DATASET EXTRACT:
┌────────

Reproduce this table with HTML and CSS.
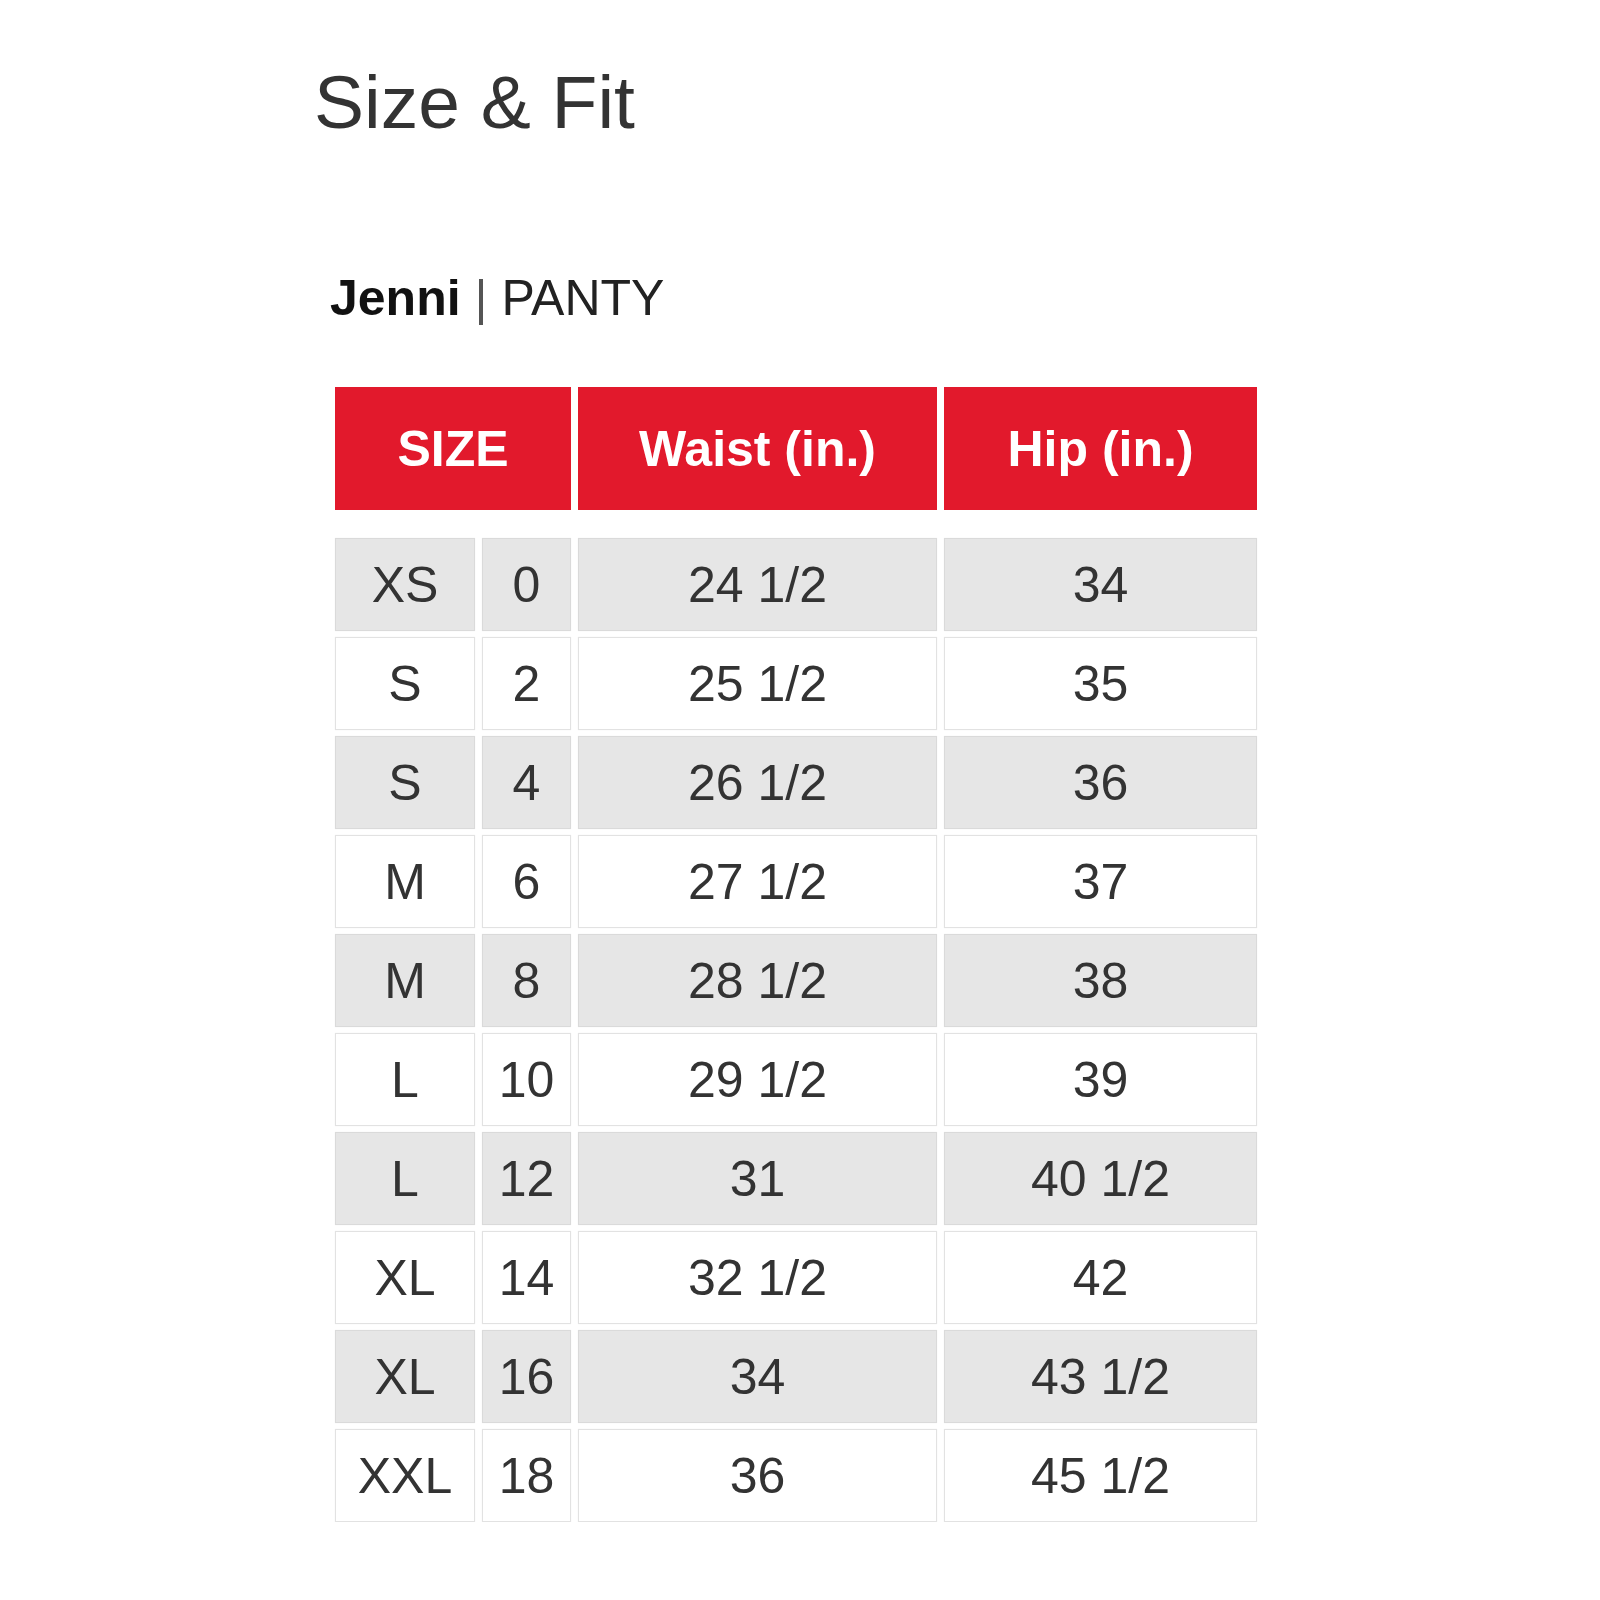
FILE: index.html
```html
<!DOCTYPE html>
<html lang="en">
<head>
<meta charset="utf-8">
<title>Size &amp; Fit</title>
<link rel="stylesheet" href="styles.css">
</head>
<body>
<main class="page">
  <h1 class="title">Size &amp; Fit</h1>
  <h2 class="product"><span class="brand">Jenni</span> <span class="sep">|</span> PANTY</h2>
  <div class="chart">
    <div class="head span2">SIZE</div>
    <div class="head">Waist (in.)</div>
    <div class="head">Hip (in.)</div>

    <div class="cell alt">XS</div><div class="cell alt">0</div><div class="cell alt">24 1/2</div><div class="cell alt">34</div>
    <div class="cell">S</div><div class="cell">2</div><div class="cell">25 1/2</div><div class="cell">35</div>
    <div class="cell alt">S</div><div class="cell alt">4</div><div class="cell alt">26 1/2</div><div class="cell alt">36</div>
    <div class="cell">M</div><div class="cell">6</div><div class="cell">27 1/2</div><div class="cell">37</div>
    <div class="cell alt">M</div><div class="cell alt">8</div><div class="cell alt">28 1/2</div><div class="cell alt">38</div>
    <div class="cell">L</div><div class="cell">10</div><div class="cell">29 1/2</div><div class="cell">39</div>
    <div class="cell alt">L</div><div class="cell alt">12</div><div class="cell alt">31</div><div class="cell alt">40 1/2</div>
    <div class="cell">XL</div><div class="cell">14</div><div class="cell">32 1/2</div><div class="cell">42</div>
    <div class="cell alt">XL</div><div class="cell alt">16</div><div class="cell alt">34</div><div class="cell alt">43 1/2</div>
    <div class="cell">XXL</div><div class="cell">18</div><div class="cell">36</div><div class="cell">45 1/2</div>
  </div>
</main>
</body>
</html>
```

FILE: styles.css
```css
html, body {
  margin: 0;
  padding: 0;
  background: #ffffff;
}

body {
  font-family: "Liberation Sans", Arial, sans-serif;
  color: #333333;
}

.page {
  padding: 65px 0 0 0;
}

.title {
  margin: 0 0 0 314px;
  font-size: 75px;
  line-height: 75px;
  font-weight: 400;
  color: #333333;
}

.product {
  margin: 133px 0 0 330px;
  font-size: 50px;
  line-height: 50px;
  font-weight: 400;
  color: #222222;
}

.brand {
  font-weight: 700;
  color: #111111;
}

.sep {
  color: #555555;
}

.chart {
  margin: 64px 0 0 335px;
  display: grid;
  grid-template-columns: 140px 89px 359px 313px;
  grid-template-rows: auto;
  grid-auto-rows: 93px;
  column-gap: 7px;
  row-gap: 6px;
  width: max-content;
}

.head {
  height: 123px;
  margin-bottom: 22px;
  background: #e2192c;
  color: #ffffff;
  font-weight: 700;
  font-size: 50px;
  display: flex;
  align-items: center;
  justify-content: center;
}

.span2 {
  grid-column: span 2;
}

.cell {
  box-sizing: border-box;
  border: 1px solid #e2e2e2;
  background: #ffffff;
  color: #333333;
  font-size: 50px;
  display: flex;
  align-items: center;
  justify-content: center;
  box-shadow: 0 0 1px rgba(0, 0, 0, 0.08);
}

.cell.alt {
  background: #e6e6e6;
  border-color: #dadada;
}
```
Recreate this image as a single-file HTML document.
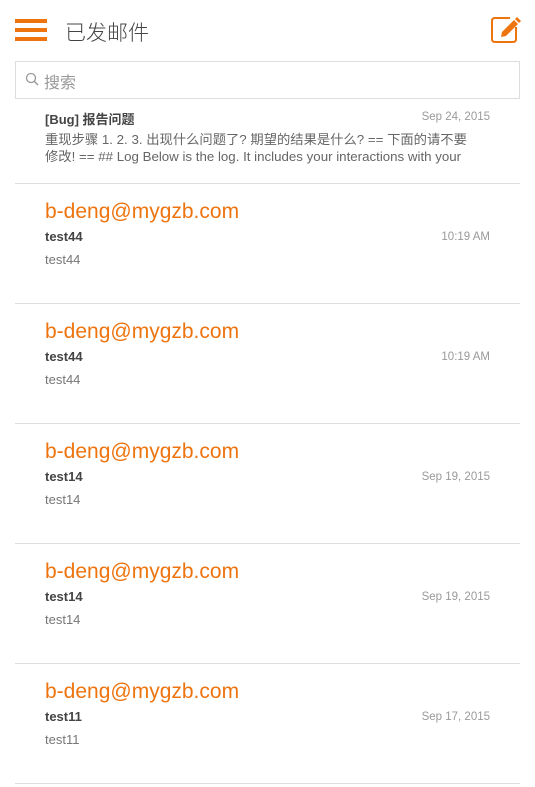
<!DOCTYPE html>
<html><head><meta charset="utf-8"><style>
*{margin:0;padding:0;box-sizing:border-box}
body{width:535px;height:787px;background:#fff;font-family:"Liberation Sans","Noto Sans CJK SC",sans-serif;position:relative;overflow:hidden;color:#555}
.a{position:absolute}
.bar{position:absolute;left:15px;width:32px;height:4px;background:#ee7410}
.date{position:absolute;right:45px;font-size:11.5px;color:#999}
.line{position:absolute;left:15px;width:505px;height:1px;background:#ddd}
.em{position:absolute;left:45px;font-size:21px;color:#ee7410}
.sub{position:absolute;left:45px;font-size:13px;font-weight:bold;color:#444}
.pre{position:absolute;left:45px;font-size:13px;color:#777}
</style></head><body>
<div class="bar" style="top:19px"></div>
<div class="bar" style="top:28px"></div>
<div class="bar" style="top:37px"></div>
<div class="a" style="left:65px;top:17px;font-size:21px;color:#444;font-weight:300">已发邮件</div>
<svg class="a" style="left:488px;top:14px" width="35" height="32" viewBox="0 0 35 32">
<path d="M22 4 H7 Q4 4 4 7 V25 Q4 28 7 28 H25 Q28 28 28 25 V13" fill="none" stroke="#ee7410" stroke-width="2"/>
<path d="M13 23 L14 18 L26 6 L30 10 L18 22 Z" fill="#ee7410"/>
<path d="M27 5 L29 3 L33 7 L31 9 Z" fill="#ee7410"/>
</svg>
<div class="a" style="left:15px;top:61px;width:505px;height:38px;border:1px solid #ddd"></div>
<svg class="a" style="left:25px;top:72px" width="14" height="14" viewBox="0 0 14 14"><circle cx="6" cy="6" r="4.5" fill="none" stroke="#999" stroke-width="1.3"/><path d="M9.2 9.2 L13 13" stroke="#999" stroke-width="1.4"/></svg>
<div class="a" style="left:44px;top:69px;font-size:16px;color:#999">搜索</div>

<div class="sub" style="top:109px">[Bug] 报告问题</div>
<div class="date" style="top:111px">Sep 24, 2015</div>
<div class="a" style="left:45px;top:131px;font-size:13.3px;color:#666;line-height:17px;width:450px;white-space:nowrap">重现步骤 1. 2. 3. 出现什么问题了? 期望的结果是什么? == 下面的请不要<br>修改! == ## Log Below is the log. It includes your interactions with your</div>
<div class="line" style="top:183px"></div>

<div class="em" style="top:200px">b-deng@mygzb.com</div><div class="sub" style="top:229px">test44</div><div class="date" style="top:231px">10:19 AM</div><div class="pre" style="top:252px">test44</div><div class="line" style="top:303px"></div>
<div class="em" style="top:320px">b-deng@mygzb.com</div><div class="sub" style="top:349px">test44</div><div class="date" style="top:351px">10:19 AM</div><div class="pre" style="top:372px">test44</div><div class="line" style="top:423px"></div>
<div class="em" style="top:440px">b-deng@mygzb.com</div><div class="sub" style="top:469px">test14</div><div class="date" style="top:471px">Sep 19, 2015</div><div class="pre" style="top:492px">test14</div><div class="line" style="top:543px"></div>
<div class="em" style="top:560px">b-deng@mygzb.com</div><div class="sub" style="top:589px">test14</div><div class="date" style="top:591px">Sep 19, 2015</div><div class="pre" style="top:612px">test14</div><div class="line" style="top:663px"></div>
<div class="em" style="top:680px">b-deng@mygzb.com</div><div class="sub" style="top:709px">test11</div><div class="date" style="top:711px">Sep 17, 2015</div><div class="pre" style="top:732px">test11</div><div class="line" style="top:783px"></div>
</body></html>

└────────

EXERCISE DESCRIPTION: Print the records above exactly as they stand, but leave out the pictures.

RESULT OF THE TASK:
Reproduce this table with HTML and CSS.
FILE: index.html
```html
<!DOCTYPE html>
<html lang="en">
<head>
<meta charset="utf-8">
<title>Size &amp; Fit</title>
<link rel="stylesheet" href="styles.css">
</head>
<body>
<main class="page">
  <h1 class="title">Size &amp; Fit</h1>
  <h2 class="product"><span class="brand">Jenni</span> <span class="sep">|</span> PANTY</h2>
  <div class="chart">
    <div class="head span2">SIZE</div>
    <div class="head">Waist (in.)</div>
    <div class="head">Hip (in.)</div>

    <div class="cell alt">XS</div><div class="cell alt">0</div><div class="cell alt">24 1/2</div><div class="cell alt">34</div>
    <div class="cell">S</div><div class="cell">2</div><div class="cell">25 1/2</div><div class="cell">35</div>
    <div class="cell alt">S</div><div class="cell alt">4</div><div class="cell alt">26 1/2</div><div class="cell alt">36</div>
    <div class="cell">M</div><div class="cell">6</div><div class="cell">27 1/2</div><div class="cell">37</div>
    <div class="cell alt">M</div><div class="cell alt">8</div><div class="cell alt">28 1/2</div><div class="cell alt">38</div>
    <div class="cell">L</div><div class="cell">10</div><div class="cell">29 1/2</div><div class="cell">39</div>
    <div class="cell alt">L</div><div class="cell alt">12</div><div class="cell alt">31</div><div class="cell alt">40 1/2</div>
    <div class="cell">XL</div><div class="cell">14</div><div class="cell">32 1/2</div><div class="cell">42</div>
    <div class="cell alt">XL</div><div class="cell alt">16</div><div class="cell alt">34</div><div class="cell alt">43 1/2</div>
    <div class="cell">XXL</div><div class="cell">18</div><div class="cell">36</div><div class="cell">45 1/2</div>
  </div>
</main>
</body>
</html>
```

FILE: styles.css
```css
html, body {
  margin: 0;
  padding: 0;
  background: #ffffff;
}

body {
  font-family: "Liberation Sans", Arial, sans-serif;
  color: #333333;
}

.page {
  padding: 65px 0 0 0;
}

.title {
  margin: 0 0 0 314px;
  font-size: 75px;
  line-height: 75px;
  font-weight: 400;
  color: #333333;
}

.product {
  margin: 133px 0 0 330px;
  font-size: 50px;
  line-height: 50px;
  font-weight: 400;
  color: #222222;
}

.brand {
  font-weight: 700;
  color: #111111;
}

.sep {
  color: #555555;
}

.chart {
  margin: 64px 0 0 335px;
  display: grid;
  grid-template-columns: 140px 89px 359px 313px;
  grid-template-rows: auto;
  grid-auto-rows: 93px;
  column-gap: 7px;
  row-gap: 6px;
  width: max-content;
}

.head {
  height: 123px;
  margin-bottom: 22px;
  background: #e2192c;
  color: #ffffff;
  font-weight: 700;
  font-size: 50px;
  display: flex;
  align-items: center;
  justify-content: center;
}

.span2 {
  grid-column: span 2;
}

.cell {
  box-sizing: border-box;
  border: 1px solid #e2e2e2;
  background: #ffffff;
  color: #333333;
  font-size: 50px;
  display: flex;
  align-items: center;
  justify-content: center;
  box-shadow: 0 0 1px rgba(0, 0, 0, 0.08);
}

.cell.alt {
  background: #e6e6e6;
  border-color: #dadada;
}
```
Recreate this image as a single-file HTML document.
<!DOCTYPE html>
<html><head><meta charset="utf-8"><style>
*{margin:0;padding:0;box-sizing:border-box}
body{width:535px;height:787px;background:#fff;font-family:"Liberation Sans","Noto Sans CJK SC",sans-serif;position:relative;overflow:hidden;color:#555}
.a{position:absolute}
.bar{position:absolute;left:15px;width:32px;height:4px;background:#ee7410}
.date{position:absolute;right:45px;font-size:11.5px;color:#999}
.line{position:absolute;left:15px;width:505px;height:1px;background:#ddd}
.em{position:absolute;left:45px;font-size:21px;color:#ee7410}
.sub{position:absolute;left:45px;font-size:13px;font-weight:bold;color:#444}
.pre{position:absolute;left:45px;font-size:13px;color:#777}
</style></head><body>
<div class="bar" style="top:19px"></div>
<div class="bar" style="top:28px"></div>
<div class="bar" style="top:37px"></div>
<div class="a" style="left:65px;top:17px;font-size:21px;color:#444;font-weight:300">已发邮件</div>
<svg class="a" style="left:488px;top:14px" width="35" height="32" viewBox="0 0 35 32">
<path d="M22 4 H7 Q4 4 4 7 V25 Q4 28 7 28 H25 Q28 28 28 25 V13" fill="none" stroke="#ee7410" stroke-width="2"/>
<path d="M13 23 L14 18 L26 6 L30 10 L18 22 Z" fill="#ee7410"/>
<path d="M27 5 L29 3 L33 7 L31 9 Z" fill="#ee7410"/>
</svg>
<div class="a" style="left:15px;top:61px;width:505px;height:38px;border:1px solid #ddd"></div>
<svg class="a" style="left:25px;top:72px" width="14" height="14" viewBox="0 0 14 14"><circle cx="6" cy="6" r="4.5" fill="none" stroke="#999" stroke-width="1.3"/><path d="M9.2 9.2 L13 13" stroke="#999" stroke-width="1.4"/></svg>
<div class="a" style="left:44px;top:69px;font-size:16px;color:#999">搜索</div>

<div class="sub" style="top:109px">[Bug] 报告问题</div>
<div class="date" style="top:111px">Sep 24, 2015</div>
<div class="a" style="left:45px;top:131px;font-size:13.3px;color:#666;line-height:17px;width:450px;white-space:nowrap">重现步骤 1. 2. 3. 出现什么问题了? 期望的结果是什么? == 下面的请不要<br>修改! == ## Log Below is the log. It includes your interactions with your</div>
<div class="line" style="top:183px"></div>

<div class="em" style="top:200px">b-deng@mygzb.com</div><div class="sub" style="top:229px">test44</div><div class="date" style="top:231px">10:19 AM</div><div class="pre" style="top:252px">test44</div><div class="line" style="top:303px"></div>
<div class="em" style="top:320px">b-deng@mygzb.com</div><div class="sub" style="top:349px">test44</div><div class="date" style="top:351px">10:19 AM</div><div class="pre" style="top:372px">test44</div><div class="line" style="top:423px"></div>
<div class="em" style="top:440px">b-deng@mygzb.com</div><div class="sub" style="top:469px">test14</div><div class="date" style="top:471px">Sep 19, 2015</div><div class="pre" style="top:492px">test14</div><div class="line" style="top:543px"></div>
<div class="em" style="top:560px">b-deng@mygzb.com</div><div class="sub" style="top:589px">test14</div><div class="date" style="top:591px">Sep 19, 2015</div><div class="pre" style="top:612px">test14</div><div class="line" style="top:663px"></div>
<div class="em" style="top:680px">b-deng@mygzb.com</div><div class="sub" style="top:709px">test11</div><div class="date" style="top:711px">Sep 17, 2015</div><div class="pre" style="top:732px">test11</div><div class="line" style="top:783px"></div>
</body></html>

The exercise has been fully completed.